On 16 March 1993, Granville Again started the 13/2 second favourite for the 64th running of the Champion Hurdle. His opponents included Flown (the 7/2 favourite), Halkopous, Oh So Risky, Morley Street, Jinxy Jack, Vintage Crop, Flakey Dove, Duke of Monmouth (Triumph Hurdle) and Coulton (Mersey Novices' Hurdle). Scudamore settled Granville Again in the middle of the field before beginning to make progress at the third last. He took the lead approaching the final hurdle and was driven out in the closing stages to win by a length from the 50/1 outsider Royal Derbi with Halkopous two and a half lengths away in third. After the race, Pipe said "This horse has plenty of ability but was just a bit off colour earlier in the season. But he battled well today and proved everybody wrong". Scudamore, who had considered switching to ride the stable's other runner Valfinet until Granville Again "sparkled" in a training gallop said "He was going so well that I wondered if anything was there, then I tapped him to make sure and he was immediately on the bridle. Everything kept opening up for me as I was coming down the hill, the way it always seems to when you're going well".
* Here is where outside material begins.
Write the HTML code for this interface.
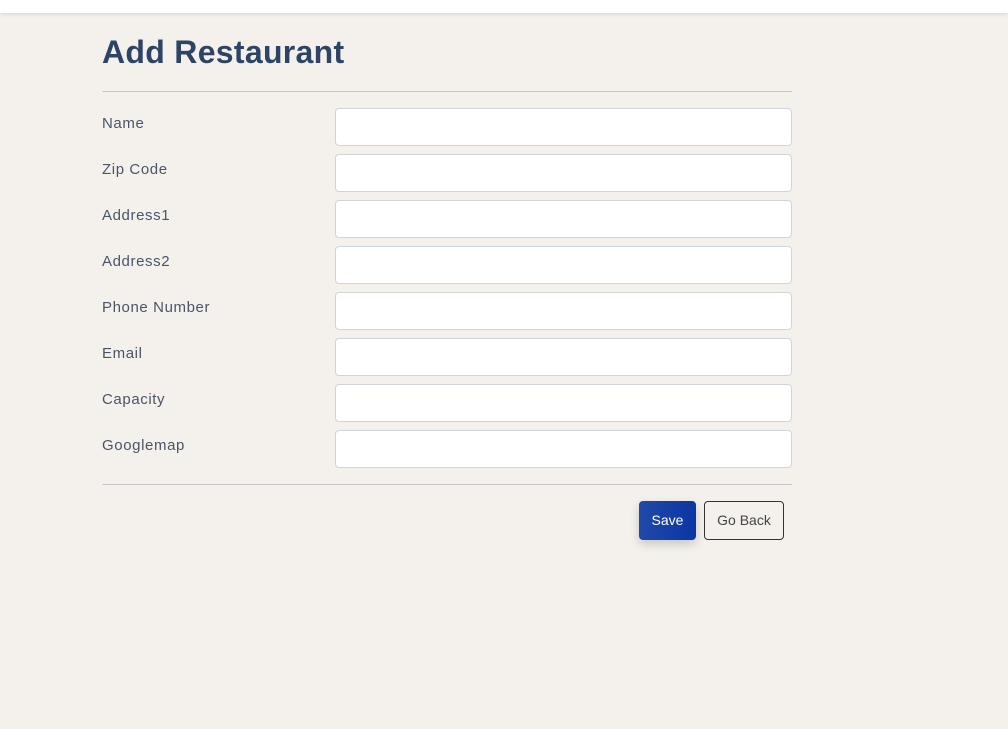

At Aintree in April Granville Again was moved up in distance for the Grade Aintree Hurdle over two and a half miles. He started the 10/11 favourite but was beaten one and a half lengths by Morley Street, with Flown two lengths away in third.

===Later career===
Granville Again remained in training for another four seasons, but never recovered his best form. In the 1993/1994 season he finished fourth in the Ascot Hurdle before falling in the Bula Hurdle. He finished fourth in the Irish Champion Hurdle and seventh behind Flakey Dove in the 1994 Champion Hurdle before running fifth in the Scottish Champion Hurdle for which he was trained by Len Lungo. In the following season he was trained by Muriel Naughton in Yorkshire and made only two appearances, finishing seventh in the Ascot Hurdle and twelfth behind Alderbrook in the 1995 Champion Hurdle. In early 1996 he was tried over fences and was pulled up in a novice steeplechase at Kempton and was then pulled up again in a handicap hurdle at Aintree. He made his final appearance in the Fighting Fifth Hurdle at Newcastle Racecourse on 30 November 1996 when he started a 100/1 outsider and was pulled up four hurdles from the finish. A veterinary inspection found that he was suffering from an irregular heartbeat.

===Retirement===
Granville Again was retired from racing after his run at Newcastle in 1996 and spent the remainder of his life at Eric Scarth's property in Northumberland. He died in 2003 at the age of seventeen. Martin Pipe said "Granville was an absolute star... he will be sorely missed and we shall all remember our friend with great affection".

==Pedigree==

Pedigree of Granville Again (GB), 1986
| Sire Deep Run (GB) 1966 | Pampered King 1954 | Prince Chevalier | Prince Rose |
Chevalerie
| Netherton Maid | Nearco |
Phase
| Trial By Fire 1958 | Court Martial | Fair Trial |
Instantaneous
| Mitrailleuse | Mieuxce |
French Kin
| Dam High Board (GB) 1977 | High Line 1966 | High Hat | Hyperion |
Madonna
| Time Call | Chanteur |
Aleria
| Matchboard 1963 | Straight Deal | Solario |
Good Deal
| Royal Alliance | King Hal |
Queens Arms (Arab Maid family)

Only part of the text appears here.